- Location: King County, Washington, United States
- Coordinates: 47°35′34″N 121°30′52″W﻿ / ﻿47.5927°N 121.5144°W
- Primary outflows: Marten Creek
- Basin countries: United States
- Surface area: 37.7 acres (0.153 km^{2})
- Surface elevation: 2,963 ft (903 m)

= Marten Lake =

Lake in Washington, United States

Marten Lake is a freshwater lake located on the southern slope of Dog Mountain in King County, Washington, United States. It is west of Anderson Lake, part of the Alpine Lakes Wilderness. Marten Creek exits Marten Lake into a canyon that produces a tributary to the Taylor River. Because of its proximity to Dog Mountain summit and the cirque of Rooster Mountain to the west, the lake is a popular area for hiking, swimming, and fishing cutthroat trout and rainbow trout.
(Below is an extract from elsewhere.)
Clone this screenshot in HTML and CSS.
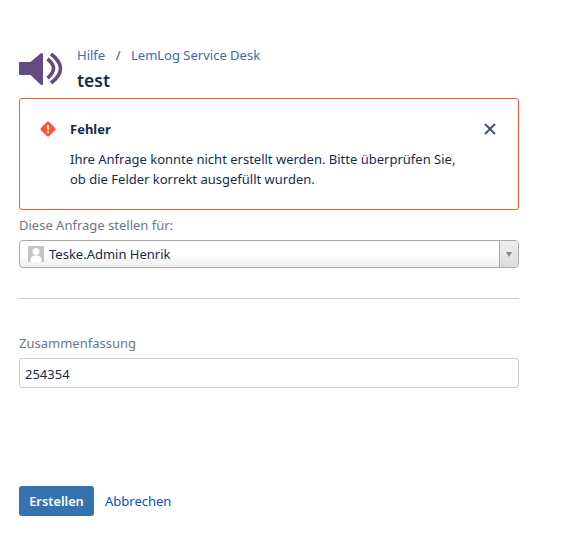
FILE: index.html
```html
<!DOCTYPE html>
<html lang="de">
<head>
<meta charset="utf-8">
<title>test</title>
<link rel="stylesheet" href="styles.css">
</head>
<body>
<main class="page">
  <header class="head">
    <svg class="logo" width="44" height="36" viewBox="0 0 44 36" aria-hidden="true">
      <path fill="#654982" d="M0 12Q0 11 1 11H11.500L21.500 2.500Q24 1 24 3.500V32.500Q24 35 21.500 33.500L11.500 24H1Q0 24 0 23Z"/>
      <path fill="none" stroke="#654982" stroke-width="3.600" d="M28.500 8Q40.500 17.500 28.500 27"/>
      <path fill="none" stroke="#654982" stroke-width="3.600" d="M32 3Q51 17.500 32 32"/>
    </svg>
    <div class="head-text">
      <nav class="crumbs"><a href="#">Hilfe</a><span class="sep">/</span><a href="#">LemLog Service Desk</a></nav>
      <h1 class="title">test</h1>
    </div>
  </header>

  <section class="alert">
    <svg class="alert-icon" width="16" height="16" viewBox="0 0 16 16" aria-hidden="true">
      <path fill="#ff5630" d="M6.800 1.100a1.700 1.700 0 0 1 2.400 0l5.700 5.700a1.700 1.700 0 0 1 0 2.400l-5.700 5.700a1.700 1.700 0 0 1-2.400 0L1.100 9.200a1.700 1.700 0 0 1 0-2.400z"/>
      <rect x="7" y="4" width="2" height="5" rx="1" fill="#fff"/>
      <circle cx="8" cy="11" r="1.100" fill="#fff"/>
    </svg>
    <div class="alert-body">
      <h2 class="alert-title">Fehler</h2>
      <p class="alert-text">Ihre Anfrage konnte nicht erstellt werden. Bitte überprüfen Sie,<br>ob die Felder korrekt ausgefüllt wurden.</p>
    </div>
    <svg class="alert-close" width="12" height="12" viewBox="0 0 12 12" aria-hidden="true">
      <path fill="none" stroke="#42526e" stroke-width="2" d="M1 1l10 10M11 1L1 11"/>
    </svg>
  </section>

  <div class="field">
    <label class="label">Diese Anfrage stellen für:</label>
    <div class="select">
      <svg class="avatar" width="16" height="16" viewBox="0 0 16 16" aria-hidden="true">
        <rect width="16" height="16" fill="#c4c4c4"/>
        <circle cx="8" cy="5.500" r="3.500" fill="#fff"/>
        <path fill="#fff" d="M2.500 16v-2.500Q2.500 10.500 6 9.500h4q3.500 1 3.500 4V16z"/>
      </svg>
      <span class="select-value">Teske.Admin Henrik</span>
      <span class="select-arrow"><span class="tri"></span></span>
    </div>
  </div>

  <hr class="rule">

  <div class="field summary">
    <label class="label">Zusammenfassung</label>
    <div class="input">254354</div>
  </div>

  <div class="actions">
    <button class="btn" type="button">Erstellen</button>
    <a class="cancel" href="#">Abbrechen</a>
  </div>
</main>
</body>
</html>
```
FILE: styles.css
```css
* { box-sizing: border-box; }
html, body { margin: 0; background: #fff; }
body {
  font-family: "Noto Sans", "Open Sans", sans-serif;
  font-size: 13px;
  color: #172b4d;
}
a { color: #3b6bab; text-decoration: none; }
.page { width: 500px; margin-left: 19px; padding-top: 44px; }
.head { display: flex; align-items: flex-start; height: 54px; }
.logo { margin-top: 7px; margin-right: 14px; flex: none; }
.head-text { display: flex; flex-direction: column; }
.crumbs { font-size: 13px; line-height: 22px; }
.sep { margin: 0 10.500px; color: #42526e; }
.title { margin: 2px 0 0; font-size: 17.500px; font-weight: 600; line-height: 24px; color: #172b4d; }
.alert {
  display: flex;
  height: 112px;
  border: 1px solid #ff5630;
  border-radius: 3px;
  padding: 21px 22px 0 20px;
}
.alert-icon { flex: none; margin-top: 1px; margin-right: 14px; }
.alert-body { flex: 1; }
.alert-title { margin: 0; font-size: 13px; font-weight: 700; line-height: 18px; }
.alert-text { margin: 11px 0 0; font-size: 13px; line-height: 20px; }
.alert-close { flex: none; margin-top: 3px; }
.field { display: flex; flex-direction: column; }
.label { font-size: 13px; line-height: 20px; color: #6b778c; margin: 5px 0 0; }
.select {
  display: flex;
  align-items: center;
  height: 28px;
  margin-top: 5px;
  border: 1px solid #aaa;
  border-radius: 4px;
  background: linear-gradient(#fff 50%, #eee);
}
.avatar { margin-left: 8px; margin-right: 5px; flex: none; }
.select-value { flex: 1; line-height: 26px; }
.select-arrow {
  display: flex;
  align-items: center;
  justify-content: center;
  width: 19px;
  height: 100%;
  border-left: 1px solid #aaa;
  background: linear-gradient(#eee, #ddd);
  border-radius: 0 3px 3px 0;
}
.tri { border: 3.500px solid transparent; border-top: 5px solid #888; border-bottom: 0; }
.rule { border: 0; border-top: 1px solid #ccc; margin: 30px 0 0; }
.summary { margin-top: 34px; }
.summary .label { margin: 0; }
.input {
  height: 30px;
  margin-top: 5px;
  border: 1px solid #ccc;
  border-radius: 3px;
  padding: 1px 5px 0;
  line-height: 28px;
}
.actions { display: flex; align-items: center; margin-top: 98px; }
.btn {
  width: 75px;
  height: 30px;
  border: 0;
  border-radius: 3px;
  background: #3572b0;
  color: #fff;
  font: 600 12.800px "Noto Sans", "Open Sans", sans-serif;
  padding: 0;
}
.cancel { margin-left: 11px; color: #0052cc; }
```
Access to Marten Lake is provided through an unmaintained access trail that splits off the Snoqualmie Lake Trail.

A short distance east of Lake Marten is a short side trail that branches off Taylor River Trail, shortly after the crossing of Otter Creek, that leads to Otter Falls, a snow-driven waterfall which drops directly into Lipsy Lake. Dream Lake is further east past Otter Falls.